Economic growth in the LDCs has not been inclusive, and its contribution to poverty reduction has been limited, the report says. In addition, this growth has not generated enough “quality” jobs – that is, jobs offering higher wages and better working conditions – especially for the young. Although the proportion of people who live on less than US$1.25 per day (that is, in extreme poverty) in the LDCs has declined, the overall number has continued to rise due to high population growth. The report finds that while the percentage of the LDC working poor (those living on less than $1.25 per day) is declining as a share of total employment – from 61 per cent in 2000 to a projected 29 per cent by 2017 – it remains much higher than in other developing countries. In other developing countries, the share of working poor is expected to shrink from 30 per cent in 2000 to 7 per cent by 2017. In addition, the report notes, vulnerable employment (those workers without formal work arrangements, decent working conditions, and adequate social security) still accounts for about 80 per cent of total employment in the LDCs.
Creating employment opportunities is critical because it is the best and most dignified pathway out of poverty, the report contends.
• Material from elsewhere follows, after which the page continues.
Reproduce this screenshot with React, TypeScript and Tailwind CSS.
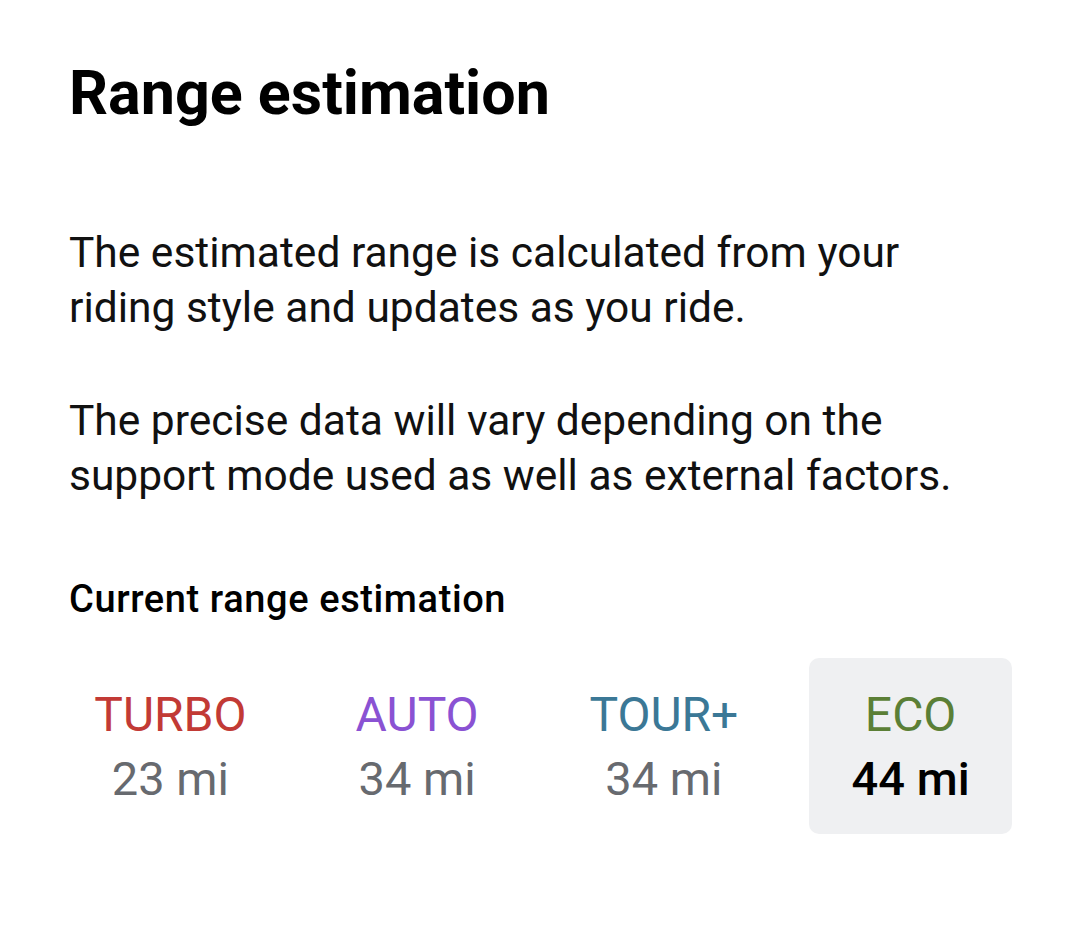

It says that the primary employment challenge faced by LDCs is not unemployment, but rather the lack of inclusive growth and productive employment in sufficient volume to help the working poor. This is a major impediment to efforts to achieve the United Nations Millennium Development Goals, and to plans to set the LDCs on a sustainable development path.
Finally, the report notes, the LDC population is not only growing rapidly, but is quickly urbanizing. This combination of factors makes the current decade critical for rectifying the employment situation in LDCs. At the same time as more of the LDC population than ever is entering the labour market, an increasing proportion of that labour force is working, or seeking work, outside the agricultural sector. A major problem with the current process of structural change in LDCs is that it cannot provide the surplus population released from agriculture with productive employment elsewhere, the report notes.